In FY22, Swiggy posted a consolidated loss of INR 3,629 Cr, while its revenue reached INR 5,704.9 Cr. Of the total revenue, INR 3,444.4 Cr was directly attributable to its food delivery business, along with an additional INR 87.5 Cr Swiggy made by selling food.

Swiggy’s announcement comes as a major win for the company at a time when it has been losing ground to Zomato and is also facing competition from government’s Open Network for Digital Commerce (ONDC). 

Swiggy’s rival Zomato said earlier this year that it had achieved adjusted EBITDA profitability.

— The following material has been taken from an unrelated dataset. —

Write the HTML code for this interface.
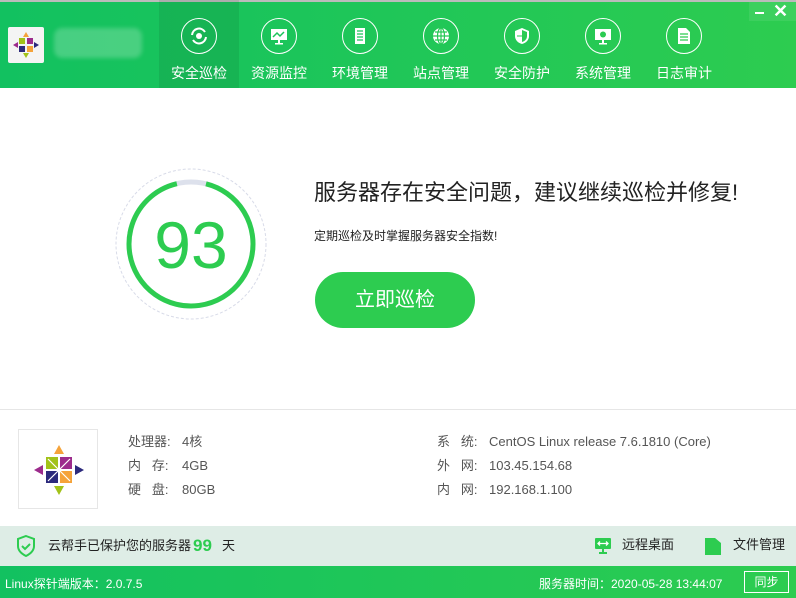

The latest development came a day before Zomato is scheduled to report its financial results for the quarter and year ended March 2023.

Talking of Swiggy’s future plans, Majety said it was looking forward to a similar result in its quick commerce vertical, Instamart. “We pioneered and built this category from the ground up, and have made disproportionate investments in Instamart given the attractiveness of the consumer proposition and its strategic importance to us.” 

Majety added that the foodtech had made strong progress on the profitability of the quick commerce business and was on track to hit “contribution neutrality” in the next few weeks.

The latest development also comes at a time when Swiggy has seen valuation cuts from its investors. While PE firm Invesco trimmed Swiggy’s valuation by 25% to $8 Bn, Baron Capital slashed the valuation of the decacorn by 34% on its books.